Не внял Хасан, сын Хюсри-бея, приказу старого кади помалкивать и никому не рассказывать о том, что случилось в судейской комнате. Не удержался от соблазна похвалиться и поплатился за это, остальные же затаились и никто так никогда и не узнал, кто были те свидетели и насильники. Молчал и кади, ибо не был обязан посвящать посторонних в тайны законов шариата; согнувшись крючком, он проходил через холм и еще засветло запирал ворота. Зимой он умер, наконец навсегда избавившись от телесных страданий и той тревожной неясности, которая не позволяла ему до конца разобраться в том, должен ли он стыдиться или гордиться тем, что поступил с Кючуком Мустафой и Дилбесте по закону.
Дилбесте тоже ни слова не сказала родным, после того дня она позволила им запереть себя в одной из комнатушек отцовского дома и по целым дням пряла пряжу, тем и зарабатывала себе на хлеб. Люди постепенно стали забывать о ней, а те, кто помнил, с трудом распознали ее в старухе, впервые вышедшей за порог своего дома в тот год, когда на холме вспыхнула чума. Дилбесте отправилась помогать страждущим — обтирать мокрой тряпкой пылающие лбы заболевших, смачивать водой их потрескавшиеся губы, и хотя здоровое население холма знало о ее милосердии, высохшую фигурку в черной чадре, мелькавшую за заборами, считали чуть ли не самой чумой и встречаться с ней избегали. Вообще-то побаивались ее с основанием: там, где появлялась эта старуха, в доме или разгоралась, или уже полыхала чума. А она безмолвно и неутомимо сновала по домам с кувшином уксуса в руках, как будто считала своим долгом подобрать все семена какого-то проклятия, спрятать это проклятие у себя на груди. Болезнь хвостом вилась вокруг нее и однажды настигла Дилбесте в чужом доме, где ее и скосила смерть, не дав испытать последней радости видеть участливые лица родственников.
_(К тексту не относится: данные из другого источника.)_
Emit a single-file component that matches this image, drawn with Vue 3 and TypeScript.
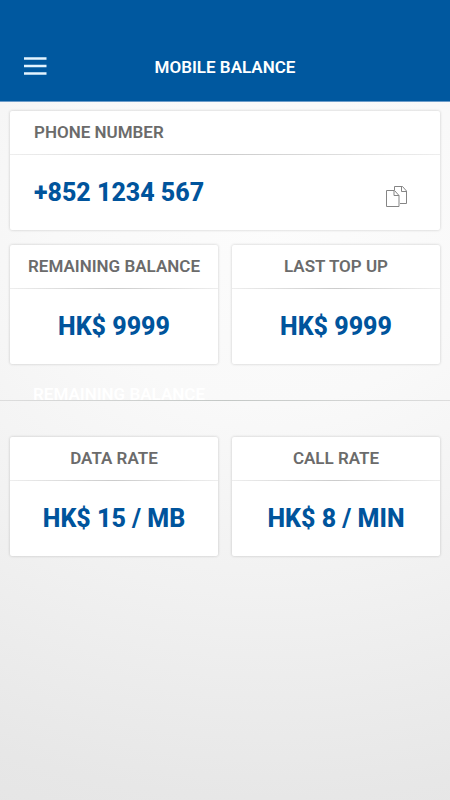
<script setup lang="ts">
interface Stat {
  label: string
  value: string
}

const phoneNumber = '+852 1234 567'

const balances: Stat[] = [
  { label: 'REMAINING BALANCE', value: 'HK$ 9999' },
  { label: 'LAST TOP UP', value: 'HK$ 9999' },
]

const rates: Stat[] = [
  { label: 'DATA RATE', value: 'HK$ 15 / MB' },
  { label: 'CALL RATE', value: 'HK$ 8 / MIN' },
]

function copyNumber(): void {
  navigator.clipboard?.writeText(phoneNumber)
}
</script>

<template>
  <div class="page">
    <header class="bar">
      <button class="icon-button" type="button" aria-label="Menu">
        <svg width="24" height="20" viewBox="0 0 24 20" aria-hidden="true">
          <path d="M0 1.5H22.5M0 9H22.5M0 16.5H22.5" stroke="#e3f4ff" stroke-width="2.4" />
        </svg>
      </button>
      <h1>MOBILE BALANCE</h1>
    </header>

    <main>
      <section class="card phone">
        <h2>PHONE NUMBER</h2>
        <div class="body">
          <p>{{ phoneNumber }}</p>
          <button class="icon-button copy" type="button" aria-label="Copy phone number" @click="copyNumber">
            <svg width="22" height="22" viewBox="0 0 22 22" fill="none" stroke="#858585" aria-hidden="true">
              <path d="M8.5 4V0.5H16.5L20.5 5V17.5H14" />
              <path d="M15.5 0.5V5.5H20.5" />
              <path d="M0.5 4.5H8.5L13 9.5V20.5H0.5Z" fill="#fff" />
              <path d="M8 4.5V9.5H13" />
            </svg>
          </button>
        </div>
      </section>

      <div class="pair">
        <section v-for="item in balances" :key="item.label" class="card">
          <h2>{{ item.label }}</h2>
          <div class="body"><p>{{ item.value }}</p></div>
        </section>
      </div>

      <div class="section-label">REMAINING BALANCE</div>

      <div class="pair">
        <section v-for="item in rates" :key="item.label" class="card">
          <h2>{{ item.label }}</h2>
          <div class="body"><p>{{ item.value }}</p></div>
        </section>
      </div>
    </main>
  </div>
</template>

<style>
body {
  margin: 0;
}
</style>

<style scoped>
.page {
  min-height: 100vh;
  font-family: Roboto, "Liberation Sans", sans-serif;
  background: radial-gradient(ellipse 800px 680px at 60% 220px, #fcfcfc 0%, #f9f9f9 27%, #f1f1f1 55%, #e7e7e7 85%, #e4e4e4 100%);
}

.bar {
  box-sizing: border-box;
  height: 102px;
  padding: 33px 24px 0;
  display: grid;
  grid-template-columns: 24px 1fr 24px;
  align-items: center;
  background: #00589f;
  border-bottom: 1px solid #6c9cc9;
}

h1,
h2,
p {
  margin: 0;
}

h1 {
  text-align: center;
  color: #fff;
  font-size: 17px;
  line-height: 24px;
  font-weight: 600;
}

.icon-button {
  padding: 0;
  border: 0;
  background: none;
  display: flex;
  cursor: pointer;
}

main {
  padding-top: 9px;
}

.card {
  background: #fff;
  border-radius: 2px;
  box-shadow: 0 0 3px rgba(0, 0, 0, 0.2);
}

.phone {
  margin: 0 10px 15px;
}

.pair {
  display: grid;
  grid-template-columns: 1fr 1fr;
  gap: 14px;
  padding: 0 10px;
}

h2 {
  height: 43px;
  line-height: 42px;
  text-align: center;
  color: #6b6b6b;
  font-size: 17px;
  font-weight: 600;
}

.body {
  height: 75px;
  display: flex;
  align-items: center;
  justify-content: center;
  border-top: 1px solid;
  border-image: linear-gradient(90deg, #eee, #ccc 50%, #eee) 1;
}

.body p {
  color: #00549c;
  font-size: 25px;
  line-height: 30px;
  font-weight: 800;
}

.phone h2 {
  padding-left: 24px;
  text-align: left;
}

.phone .body {
  padding: 0 32px 0 24px;
  justify-content: space-between;
}

.copy {
  padding-top: 8px;
}

.section-label {
  height: 18px;
  margin-bottom: 36px;
  padding: 18px 33px 0;
  overflow: hidden;
  color: #fff;
  font-size: 17px;
  line-height: 24px;
  font-weight: 600;
  border-bottom: 1px solid;
  border-image: linear-gradient(90deg, #ddd, #c4c8c6 50%, #ddd) 1;
}
</style>
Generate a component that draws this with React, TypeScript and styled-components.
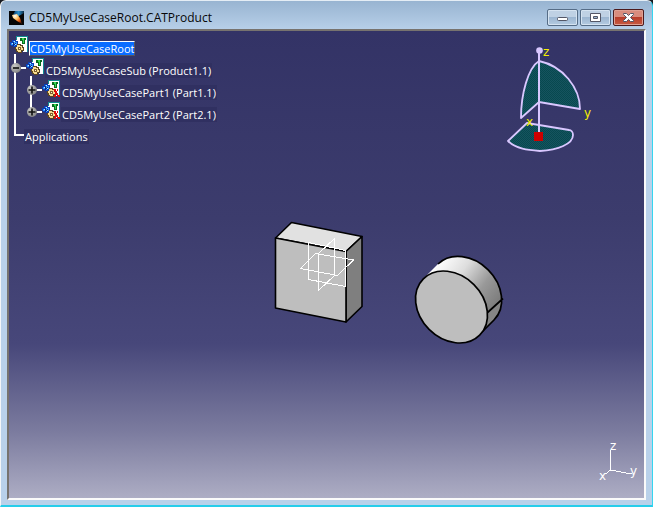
import React, { ReactNode } from "react";
import styled, { createGlobalStyle } from "styled-components";

const GlobalStyle = createGlobalStyle`
  * { box-sizing: border-box; }
  body {
    margin: 0;
    background: #16191f;
    font-family: "Open Sans", "Noto Sans", sans-serif;
  }
`;

const Frame = styled.main`
  display: flex;
  flex-direction: column;
  min-height: 100vh;
  padding: 0 6px 5px;
  border: solid;
  border-width: 1px 1px 2px 1px;
  border-color: #e4edf5 #35d5f0 #27cdea #f4f6f8;
  border-radius: 6px 6px 0 0;
  background: linear-gradient(#98b4d1, #b9d1ea 30px);
`;

const TitleBar = styled.header`
  display: flex;
  align-items: center;
  height: 28px;
  padding: 5px 2px 0;
`;

const Title = styled.h1`
  flex: 1;
  margin: 0 0 0 5px;
  font-size: 12px;
  line-height: 20px;
  font-weight: 400;
  color: #080808;
  white-space: nowrap;
`;

const Controls = styled.div`
  display: flex;
  gap: 2px;
`;

const WindowButton = styled.button<{ $close?: boolean }>`
  display: flex;
  align-items: center;
  justify-content: center;
  width: 31px;
  height: 17px;
  padding: 0;
  border: 1px solid ${(p) => (p.$close ? "#4c1a1c" : "#566d87")};
  border-radius: 2px;
  box-shadow: inset 0 0 0 1px ${(p) => (p.$close ? "#dfa093" : "#d5e3f1")};
  background: ${(p) =>
    p.$close
      ? "linear-gradient(#d98c7d 0 45%, #b93d2a 50%, #c75b42)"
      : "linear-gradient(#bfd1e4 0 45%, #9cb6d1 50%, #b5cbe1)"};
`;

const Scene = styled.section`
  position: relative;
  flex: 1;
  min-height: 300px;
  overflow: hidden;
  border: 2px solid;
  border-color: #77736f #fafafa #fafafa #77736f;
  background: linear-gradient(#333366, #3c3c6d 40%, #47477a 67%, #7c7c9f 86%, #adadc4);
`;

const CompassBox = styled.svg`
  position: absolute;
  top: 9px;
  right: 44px;
`;

const PartsBox = styled.svg`
  position: absolute;
  top: 40%;
  left: 41%;
`;

const AxisBox = styled.svg`
  position: absolute;
  right: 4px;
  bottom: 12px;
`;

const Tree = styled.nav`
  position: relative;
  width: max-content;
  padding: 5px 0 0 1px;
`;

const Row = styled.div`
  display: flex;
  align-items: flex-start;
  height: 22px;
`;

const Branch = styled.ul<{ $indent: number }>`
  position: relative;
  margin: 0;
  padding: 0 0 0 ${(p) => p.$indent}px;
  list-style: none;

  &::before {
    content: "";
    position: absolute;
    top: -4px;
    bottom: 10px;
    left: ${(p) => p.$indent + 3}px;
    width: 2px;
    background: #fff;
  }
`;

const Label = styled.span<{ $selected?: boolean }>`
  margin: 5px 0 0 1px;
  height: 15px;
  border: 1px solid;
  border-color: ${(p) => (p.$selected ? "#fff #55555e #55555e #fff" : "transparent")};
  background: ${(p) => (p.$selected ? "#0a6cff" : "#303061")};
  font-size: 11px;
  line-height: 13px;
  color: #fff;
  white-space: nowrap;
`;

const Expander = styled.button`
  position: relative;
  display: flex;
  width: 10px;
  height: 10px;
  margin-top: 5px;
  padding: 0;
  border: 0;
  border-radius: 50%;
  background: radial-gradient(circle at 35% 30%, #c8c8c8, #8f8f8f 65%, #6a6a6a);
`;

const Stub = styled.span`
  width: 5px;
  height: 2px;
  margin-top: 9px;
  background: #fff;
`;

const Elbow = styled.span`
  width: 10px;
  height: 2px;
  margin: 10px 0 0 3px;
  background: #fff;
`;

const LeafLabel = styled(Label)`
  margin: 5px 0 0;
`;

function ProductIcon({ part }: { part?: boolean }) {
  return (
    <svg width="18" height="18" viewBox="0 0 18 18" aria-hidden="true" shapeRendering="crispEdges">
      <path d="M6 0h12v16h-5L6 9z" fill="#fff" />
      <path d="M6.500 4V.5h11V16" fill="none" stroke="#128b91" />
      <path d="M10 2h6v2h-1v4h-3V5h-2z" fill="#086c1f" />
      <path d="M12 2h2v5h-1V4h-1z" fill="#35d750" />
      <path d="M2 4h4v1h2v5H6v1H3v-1H1V9H0V6h2z" fill="#0a3fb8" />
      <path d="M3 5h2v1h2v3H5v1H3V9H1V7h2z" fill="#2f93ff" />
      <path d="M3 6h1v2h1V7h1v2H4v1H3z" fill="#0a2c8a" />
      <path d="M4 5h1v1H4zM2 7h1v1H2zM5 8h1v1H5z" fill="#b8f0ff" />
      <path d="M7 8h4v1h2v2h1v4h-2v2H8v-1H6v-2H5v-3h2z" fill="#5c4520" />
      <path d="M7 9h3v1h2v2h1v2h-2v2H8v-1H7v-2H6v-2h1z" fill="#f7dc91" />
      <path d="M8 11h3v3H8z" fill="#80602d" />
      <path d="M9 12h1v1H9z" fill="#fff7d8" />
      {part && <path d="M12 9h2v2h1v2h1v2h2v2h-2v-1h-1v-1h-1v2h-2v-2h1v-3h-1zM15 9h1v2h-1z" fill="#e20808" />}
    </svg>
  );
}

function Toggle({ open, name }: { open?: boolean; name: string }) {
  return (
    <>
      <Expander aria-label={(open ? "Collapse " : "Expand ") + name} aria-expanded={!!open}>
        <svg width="10" height="10" viewBox="0 0 10 10">
          <path d={open ? "M2 5h6" : "M1.500 5h7M5 1.500v7"} stroke="#111" strokeWidth="1.600" />
        </svg>
      </Expander>
      <Stub />
    </>
  );
}

function Node({ name, open, part, children }: { name: string; open?: boolean; part?: boolean; children?: ReactNode }) {
  return (
    <li>
      <Row>
        <Toggle open={open} name={name} />
        <ProductIcon part={part} />
        <Label>{name}</Label>
      </Row>
      {children}
    </li>
  );
}

function AppIcon() {
  return (
    <svg width="15" height="14" viewBox="0 0 15 14" aria-hidden="true">
      <defs>
        <linearGradient id="sky" x1="0" x2="1">
          <stop stopColor="#0b3a66" />
          <stop offset=".5" stopColor="#2b90cc" />
          <stop offset="1" stopColor="#0b2a44" />
        </linearGradient>
        <radialGradient id="flare" cx=".3" cy=".2" r=".9">
          <stop stopColor="#fff" />
          <stop offset=".35" stopColor="#ffc86a" />
          <stop offset=".7" stopColor="#e0560f" />
          <stop offset="1" stopColor="#4a1404" />
        </radialGradient>
      </defs>
      <path d="M0 0h15v14H0z" fill="#050607" />
      <path d="M6 0h9v2L8 6 4 4z" fill="url(#sky)" />
      <path d="m3 4 5-1 3 4 2 6-5-3-4-3z" fill="url(#flare)" />
    </svg>
  );
}

function Compass() {
  return (
    <CompassBox width="100" height="116" viewBox="500 40 100 116" role="img" aria-label="Compass">
      <defs>
        <pattern id="weave" width="2" height="2" patternUnits="userSpaceOnUse">
          <path d="M0 0h2v2H0z" fill="#16535f" />
          <path d="M0 0h1v1H0zM1 1h1v1H1z" fill="#07494f" />
        </pattern>
      </defs>
      <g fill="url(#weave)" stroke="#d9c7ff" strokeWidth="1.800" strokeLinejoin="round">
        <path d="M539 61C528 68 521 94 521 118L539 102z" />
        <path d="M539 61C563 66 580 88 580 109L539 102z" />
        <path d="M527 123 508 141C516 149 528 150 540 151 558 150 573 144 573 135 573 132 571 130 569 130z" />
        <path d="M539 51v84" strokeWidth="2" />
      </g>
      <circle cx="539.500" cy="50.500" r="3.300" fill="#d9c7ff" />
      <path d="M534 132h9v9h-9z" fill="#ce0000" />
      <g fill="#f6ee00" fontFamily="DejaVu Sans, sans-serif" fontSize="12">
        <text x="543" y="56">z</text>
        <text x="584" y="117">y</text>
        <text x="526" y="126">x</text>
      </g>
    </CompassBox>
  );
}

function Parts() {
  return (
    <PartsBox width="238" height="130" viewBox="269 218 238 130" role="img" aria-label="Block and cylinder">
      <defs>
        <linearGradient id="barrel" gradientUnits="userSpaceOnUse" x1="434" y1="268" x2="492" y2="310">
          <stop stopColor="#fff" />
          <stop offset=".35" stopColor="#ddd" />
          <stop offset=".7" stopColor="#999" />
          <stop offset="1" stopColor="#7d7d7d" />
        </linearGradient>
      </defs>
      <g stroke="#000" strokeWidth="1.600" strokeLinejoin="round">
        <path d="M275.500 238 291.500 222.500 362 236.500 346 251.500z" fill="#e1e1e1" />
        <path d="M346 251.500 362 236.500V306.500L346 322z" fill="#7f7f7f" />
        <path d="M275.500 238 346 251.500V322L275.500 308z" fill="#bebebe" />
      </g>
      <g fill="none" stroke="#fff" shapeRendering="crispEdges">
        <path d="M308.500 242.500v37l37 7v-36z" />
        <path d="M318.500 253.500l16-15v37l-16 15z" />
        <path d="M300.500 268.500l15-15 38 6.500-16 15.500z" />
      </g>
      <path d="M423 279 438 264A39.600 31.700 45 0 1 494 320L479 335z" fill="url(#barrel)" />
      <path d="M487 313 502 299Q501 312 494 320L479 334Q487 326 487 313z" fill="#858585" />
      <g fill="none" stroke="#000" strokeWidth="1.700">
        <path d="M438 264A39.600 31.700 45 0 1 494 320L479 335M487 313 503 298.500" />
        <ellipse cx="451.500" cy="307" rx="39.800" ry="31.700" transform="rotate(45 451.500 307)" fill="#bebebe" />
      </g>
    </PartsBox>
  );
}

function Axis() {
  return (
    <AxisBox width="42" height="48" viewBox="598 438 42 48" role="img" aria-label="Axis system">
      <path d="M610.500 450v20l21 4M610.500 470l-5 4" fill="none" stroke="#fff" shapeRendering="crispEdges" />
      <g fill="#fff" fontFamily="DejaVu Sans, sans-serif" fontSize="12">
        <text x="610" y="450">z</text>
        <text x="630" y="475">y</text>
        <text x="599" y="480">x</text>
      </g>
    </AxisBox>
  );
}

export default function App() {
  return (
    <>
      <GlobalStyle />
      <Frame>
        <TitleBar>
          <AppIcon />
          <Title>CD5MyUseCaseRoot.CATProduct</Title>
          <Controls>
            <WindowButton aria-label="Minimize">
              <svg width="13" height="11" viewBox="0 0 13 11">
                <rect x="1.500" y="5.500" width="10" height="3" rx="1" fill="#fff" stroke="#535666" />
              </svg>
            </WindowButton>
            <WindowButton aria-label="Maximize">
              <svg width="11" height="11" viewBox="0 0 11 11">
                <path d="M.5 1.500h10v8H.5zM3.500 4.500v2h4v-2z" fill="#fff" fillRule="evenodd" stroke="#535666" />
              </svg>
            </WindowButton>
            <WindowButton $close aria-label="Close">
              <svg width="13" height="11" viewBox="0 0 13 11">
                <path d="M1.500 1.500h3l2 2 2-2h3v1l-3 3 3 3v1h-3l-2-2-2 2h-3v-1l3-3-3-3z" fill="#fff" stroke="#535666" />
              </svg>
            </WindowButton>
          </Controls>
        </TitleBar>
        <Scene>
          <Parts />
          <Compass />
          <Axis />
          <Tree aria-label="Specification tree">
            <Row>
              <ProductIcon />
              <Label $selected>CD5MyUseCaseRoot</Label>
            </Row>
            <Branch $indent={1}>
              <Node name="CD5MyUseCaseSub (Product1.1)" open>
                <Branch $indent={16}>
                  <Node name="CD5MyUseCasePart1 (Part1.1)" part />
                  <Node name="CD5MyUseCasePart2 (Part2.1)" part />
                </Branch>
              </Node>
              <li>
                <Row>
                  <Elbow />
                  <LeafLabel>Applications</LeafLabel>
                </Row>
              </li>
            </Branch>
          </Tree>
        </Scene>
      </Frame>
    </>
  );
}
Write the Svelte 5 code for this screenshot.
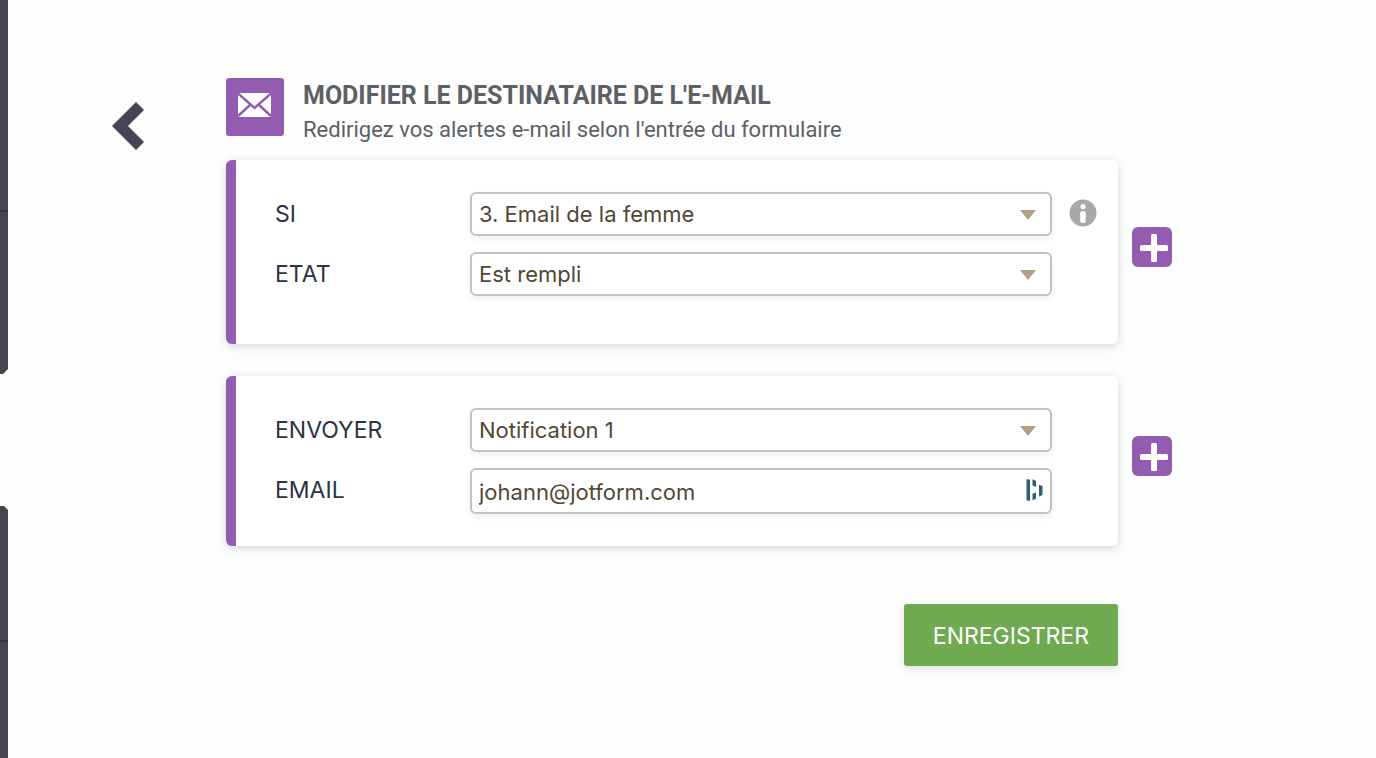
<script lang="ts">
	let field = $state('3. Email de la femme');
	let condition = $state('Est rempli');
	let notification = $state('Notification 1');
	let email = $state('johann@jotform.com');
</script>

{#snippet addButton(label: string)}
	<button class="add" type="button" aria-label={label}>
		<svg viewBox="0 0 40 40" aria-hidden="true">
			<rect x="8" y="18" width="28" height="6" rx="1.5" />
			<rect x="19" y="7" width="6" height="28" rx="1.5" />
		</svg>
	</button>
{/snippet}

<div class="page">
	<!-- edge of the collapsed side panels -->
	<div class="rail" aria-hidden="true">
		<div class="panel top"></div>
		<div class="panel bottom"></div>
	</div>

	<main>
		<button class="back" type="button" aria-label="Retour">
			<svg viewBox="0 0 32 48" aria-hidden="true">
				<path d="M24 0 32 8 16 24 32 40 24 48 0 24Z" />
			</svg>
		</button>

		<form onsubmit={(e) => e.preventDefault()}>
			<header>
				<div class="badge">
					<svg viewBox="0 0 34 26" aria-hidden="true">
						<rect x="0" y="1" width="33" height="24" fill="#fff" />
						<path d="M0 1.5 16.5 16 33 1.5M0 24 12.5 12.5M33 24 20.5 12.5" fill="none" stroke="#935cb0" stroke-width="2.4" />
					</svg>
				</div>
				<div class="titles">
					<h1>MODIFIER LE DESTINATAIRE DE L'E-MAIL</h1>
					<p>Redirigez vos alertes e-mail selon l'entrée du formulaire</p>
				</div>
			</header>

			<div class="group">
				<section class="card condition">
					<div class="row">
						<label for="field">SI</label>
						<div class="control">
							<select id="field" bind:value={field}>
								<option>3. Email de la femme</option>
							</select>
							<svg class="caret" viewBox="0 0 16 10" aria-hidden="true"><path d="M0 0H16L8 10Z" /></svg>
						</div>
						<button class="info" type="button" aria-label="Informations">
							<svg viewBox="0 0 28 28" aria-hidden="true">
								<circle cx="14" cy="14" r="13.5" fill="#a9a9a9" />
								<circle cx="14" cy="7.5" r="2.6" fill="#fff" />
								<rect x="11.2" y="12" width="5.6" height="12" rx="2.5" fill="#fff" />
							</svg>
						</button>
					</div>
					<div class="row">
						<label for="condition">ETAT</label>
						<div class="control">
							<select id="condition" bind:value={condition}>
								<option>Est rempli</option>
							</select>
							<svg class="caret" viewBox="0 0 16 10" aria-hidden="true"><path d="M0 0H16L8 10Z" /></svg>
						</div>
					</div>
				</section>
				{@render addButton('Ajouter une condition')}
			</div>

			<div class="group">
				<section class="card">
					<div class="row">
						<label for="notification">ENVOYER</label>
						<div class="control">
							<select id="notification" bind:value={notification}>
								<option>Notification 1</option>
							</select>
							<svg class="caret" viewBox="0 0 16 10" aria-hidden="true"><path d="M0 0H16L8 10Z" /></svg>
						</div>
					</div>
					<div class="row">
						<label for="email">EMAIL</label>
						<div class="control">
							<input id="email" type="text" bind:value={email} />
							<svg class="autofill" viewBox="0 0 17 22" aria-hidden="true">
								<path d="M0.5 0 4 0.7V22L0.5 21.3ZM6.5 0.3 10 1.7V8L6.5 6.6ZM6.5 14.8 10 13.5V19.7L6.5 21.3ZM13 5.7 16.5 7V16L13 17.5Z" />
							</svg>
						</div>
					</div>
				</section>
				{@render addButton('Ajouter un destinataire')}
			</div>

			<div class="actions">
				<button class="save" type="submit">ENREGISTRER</button>
			</div>
		</form>
	</main>
</div>

<style>
	:global(body) {
		margin: 0;
		background: #fdfdfd;
	}

	.page {
		display: flex;
		min-height: 100vh;
		font-family: Inter, 'Liberation Sans', sans-serif;
		font-size: 23px;
		color: #2c3345;
	}

	button {
		padding: 0;
		border: 0;
		background: none;
		cursor: pointer;
	}

	svg {
		display: block;
	}

	.rail {
		display: flex;
		flex-direction: column;
		gap: 132px;
		width: 8px;
	}

	.panel.top {
		height: 374px;
		background: linear-gradient(#343743, #343743) 0 210px / 100% 2px no-repeat #434652;
		clip-path: polygon(0 0, 100% 0, 100% calc(100% - 5px), 3px 100%, 0 100%);
	}

	.panel.bottom {
		flex: 1;
		background: linear-gradient(#343743, #343743) 0 134px / 100% 2px no-repeat #434652;
		clip-path: polygon(0 0, 4px 0, 100% 4px, 100% 100%, 0 100%);
	}

	main {
		display: flex;
		align-items: flex-start;
		flex: 1;
		gap: 82px;
		padding: 78px 204px 40px 104px;
	}

	.back {
		margin-top: 24px;
	}

	.back svg {
		width: 32px;
		height: 48px;
		fill: #434652;
	}

	form {
		flex: 1;
		min-width: 0;
	}

	header {
		display: flex;
		gap: 19px;
		margin-bottom: 14px;
	}

	.badge {
		display: flex;
		justify-content: center;
		flex-shrink: 0;
		box-sizing: border-box;
		width: 58px;
		height: 58px;
		padding-top: 14px;
		border-radius: 3px;
		background: #935cb0;
	}

	.badge svg {
		width: 34px;
		height: 26px;
	}

	.titles {
		font-family: Roboto, sans-serif;
		color: #5c6166;
	}

	h1 {
		margin: 0;
		font-size: 25px;
		font-weight: 700;
		line-height: 36px;
	}

	p {
		margin: 0;
		font-size: 22px;
		line-height: 32px;
	}

	.group {
		display: flex;
		align-items: center;
		gap: 14px;
		margin-bottom: 32px;
	}

	.card {
		display: flex;
		flex-direction: column;
		flex: 1;
		gap: 16px;
		padding: 32px 0 32px 39px;
		border-left: 10px solid #935cb0;
		border-radius: 6px;
		background: #fff;
		box-shadow: 0 2px 10px rgba(0, 0, 0, 0.16);
	}

	.card.condition {
		padding-bottom: 48px;
	}

	.row {
		display: grid;
		grid-template-columns: 195px 1fr 66px;
	}

	label {
		line-height: 44px;
	}

	.control {
		position: relative;
	}

	select,
	input {
		display: block;
		box-sizing: border-box;
		width: 100%;
		height: 44px;
		padding: 0 44px 0 7px;
		border: 2px solid #c3c3c3;
		border-radius: 6px;
		background: #fff;
		box-shadow: 0 3px 6px rgba(60, 50, 30, 0.08);
		font: inherit;
		font-size: 22px;
		color: #534733;
		appearance: none;
	}

	input {
		height: 46px;
		padding-top: 2px;
	}

	.caret {
		position: absolute;
		top: 18px;
		right: 16px;
		width: 16px;
		height: 10px;
		fill: #b0a084;
		pointer-events: none;
	}

	.autofill {
		position: absolute;
		top: 11px;
		right: 9px;
		width: 17px;
		height: 22px;
		fill: #2c6275;
	}

	.info {
		align-self: start;
		justify-self: start;
		margin: 7px 0 0 17px;
	}

	.info svg {
		width: 28px;
		height: 28px;
	}

	.add {
		flex-shrink: 0;
		width: 40px;
		height: 40px;
		margin-bottom: 10px;
		border-radius: 6px;
		background: #935cb0;
	}

	.add svg {
		fill: #fff;
	}

	.actions {
		display: flex;
		justify-content: flex-end;
		padding: 26px 54px 0 0;
	}

	.save {
		padding: 18px 29px 16px;
		border-radius: 3px;
		background: #6fa950;
		box-shadow: 0 3px 8px rgba(0, 0, 0, 0.1);
		font: inherit;
		line-height: 28px;
		color: #fff;
	}
</style>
Когда по прошествии времени могильщики вынесли ее обезображенный труп, никто из оставшихся в живых не мог опознать Дилбесте или поклясться, что она умерла, а не подалась вслед за чумой в другие края. Так уж получилось, что страшная болезнь внесла путаницу не только в жизнь, но и в смерть людей, а старую любовную песню вдруг снова стали петь в те трудные времена, и молодые уже не спрашивали, когда и где жила эта красавица и кто был первым ее воздыхателем. Знавшие историю песни недовольно морщились, ибо она заставляла их вспоминать о страшном грехе и обрушившихся стенах мечети Шарахдар, и не давала возможности забыть, что когда-то рядом с ними радовались жизни и страдали юная Дилбесте и грешник Мустафа…
— Так жил и умер мой сын, паша-эфенди, — закончил к середине ночи свой рассказ отец Кючука Мустафы. — И не мне судить его через столько лет. Но, похоже, я последний из живых, кто знает правду, — со старческим тщеславием хихикнул он. — С тех пор много воды утекло, и ничего не вернуть… А мечеть Шарахдар первым покинул ее имам, проклял ее во всеуслышанье, и Мустафу проклял, и наказал никому не переступать ее порога. Вот как дело было. И осталось нас двое — я да мечеть Шарахдар. Постепенно превращаемся в развалины, но еще кое-как держимся. Ох, паша-эфенди, тяжело жить после смерти детей, тяжело и грешно!
И старик, всхлипнув, заплакал о том, над чем только что смеялся.
Юсеф-паша, почти не прерывавший его рассказа вопросами, встал, задумчиво хмурясь, а Давуд-ага, возникший из глубины комнаты, пошел провожать старика. Когда оба были уже на пороге, Юсеф-паша вернул своего слугу.
— Прикажи проводить его и тайно поставь соглядатая у его дома. С завтрашнего дня следить за тем, куда он ходит и о чем говорит, и быть готовым доставить старика ко мне, как только он мне понадобится. Он, наверное, понадобится и тебе, Давуд-ага.
Потом паша сам погасил свечи и в темноте долго стоял у окна, размышляя о делах, предстоящих ему на следующий день.